Bien sûr, rien ne remplace les compositions originales inspirées des thèmes et situations des films, par le glorieux duo Anderson & Roe (qui n'ont, pour des raisons de droits, jamais pu publier la partition ni enregistrer les pièces – même pas sûr qu'ils aient pu les rejouer en public).

Du fait de son caractère très wagnérisant (façon Rheingold, avec des motifs-clefs simples qui mutent et innervent toute l'œuvre), la musique de Star Wars se prête particulièrement bien à la réexploitation. La tradition est de jouer des suites orchestrales tirées des films, juxtapositions assez plates de la littéralité des accompagnements, qui sans l'image et surtout sans les musiques de transition, ne peuvent absolument fonctionner – comme lorsque Leinsdorf (c'est la version gravée par Abbado, rien à voir avec la remarquable suite beaucoup plus adroitement constituée par Marius Constant, notamment enregistrée par Märkl) colle à la suite les interludes de Pelléas.

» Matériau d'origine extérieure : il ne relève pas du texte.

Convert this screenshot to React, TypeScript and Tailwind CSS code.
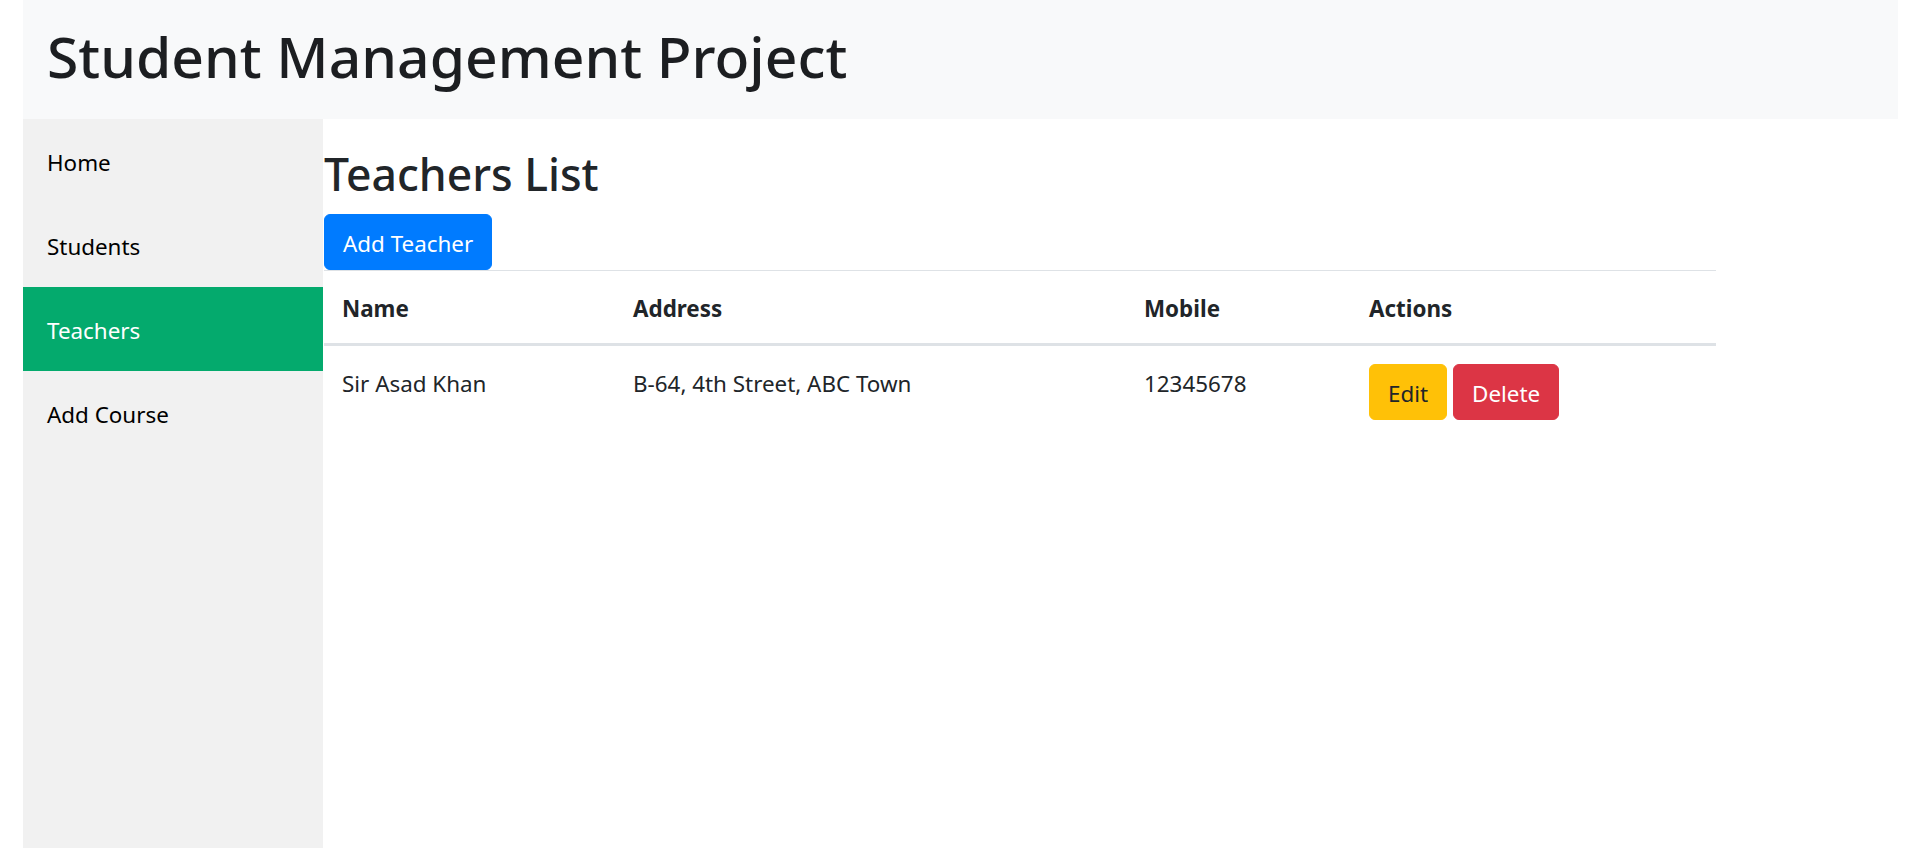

J'ai toujours regretté (et c'est sans doute aussi lié au verouillage des droits par Lucas et peut-être Williams) que des compositeurs ne s'emparent pas de ce riche matériau, très efficace, propice à la mutation, et de surcroît très populaire, pour écrire des symphonies se fondant sur les motifs d'origine mais développant une forme musicale plus traditionnelle ou cohérente, voire recréant une nouvelle trame narrative dans une sorte de poème symphonique. Ou un opéra, tiens, mais Williams n'ayant pas montré la voie, il y aurait un véritable travail de wagnéro-lyricisation probablement beaucoup plus périlleux.

Dans la notule sur les duos d'Anderson & Roe, je détaillais une partie du paradoxe qui consiste à réutiliser, chez les compositeurs savants, la partie la plus accessible et populaire d'une musique pourtant très charpentée.
La musique de ces films n'a jamais vraiment quitté le giron de la musique savante (en particulier dans la première trilogie publiée, la consistance de musique comme la nature du propos et du visuel changeant beaucoup dans la suite).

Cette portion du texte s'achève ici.